Gezer Excavations Uncover Previously Unknown Canaanite City
Archaeologists discover a Late Bronze Age occupation layer destroyed by fire
• 10/28/2013
Archaeologists excavating the famous ancient city of Gezer in Israel discovered a new occupation layer constituting a previously unknown Late Bronze Age city at the site. During the summer 2013 excavation season, the Tel Gezer team, led by codirectors Dr. Steven Ortiz of the Tandy Institute for Archaeology at Southwestern Baptist Theological Seminary and Dr. Samuel Wolff of the Israel Antiquities Authority, found pottery vessels, a cache of cylinder seals and an Egyptian scarab with a cartouche of Amenhotep III. The finds demonstrate that the residents of this 14th-century B.C.E. city were Canaanites with strong ties with Egypt.
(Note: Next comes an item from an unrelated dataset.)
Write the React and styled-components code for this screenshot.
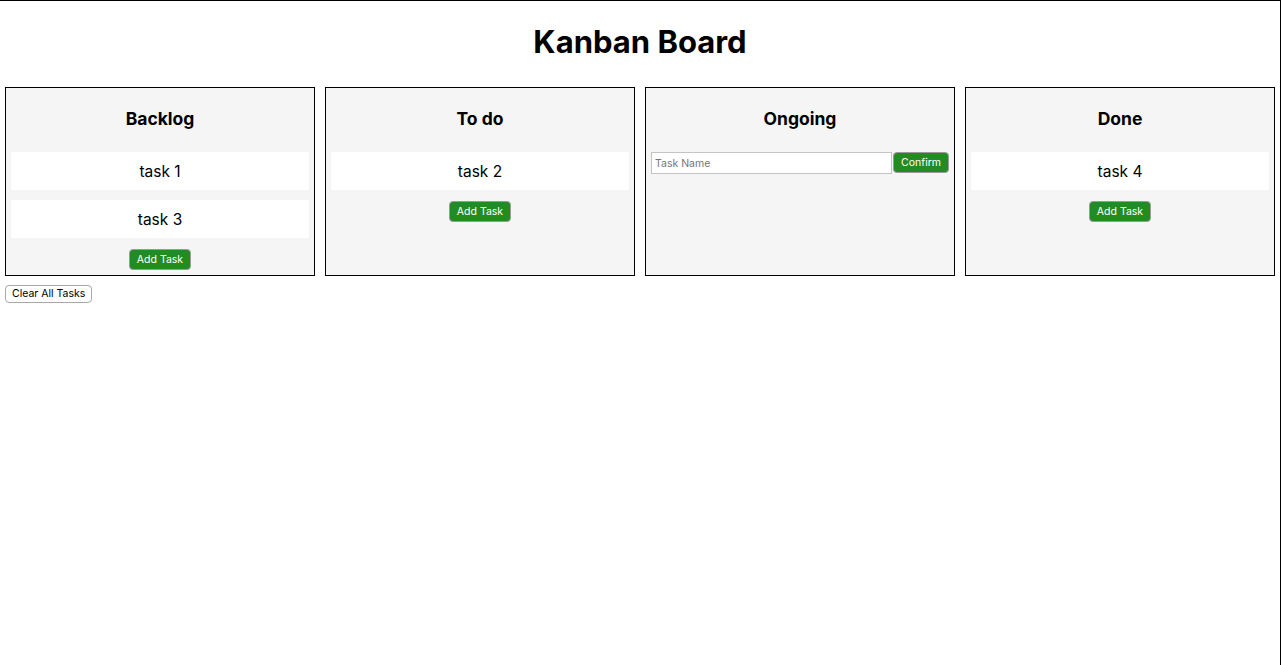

During the Late Bronze Age, Gezer and other cities in the southern Levant were under the reign of Egypt’s 18th Dynasty. Hebrew University professor Tallay Ornan told the Israeli newspaper Haaretz that Gezer’s destruction by conflagration in the Late Bronze Age “either represents an Egyptian campaign to subdue Gezer, or local Canaanites attacking an Egyptian stronghold at Gezer.”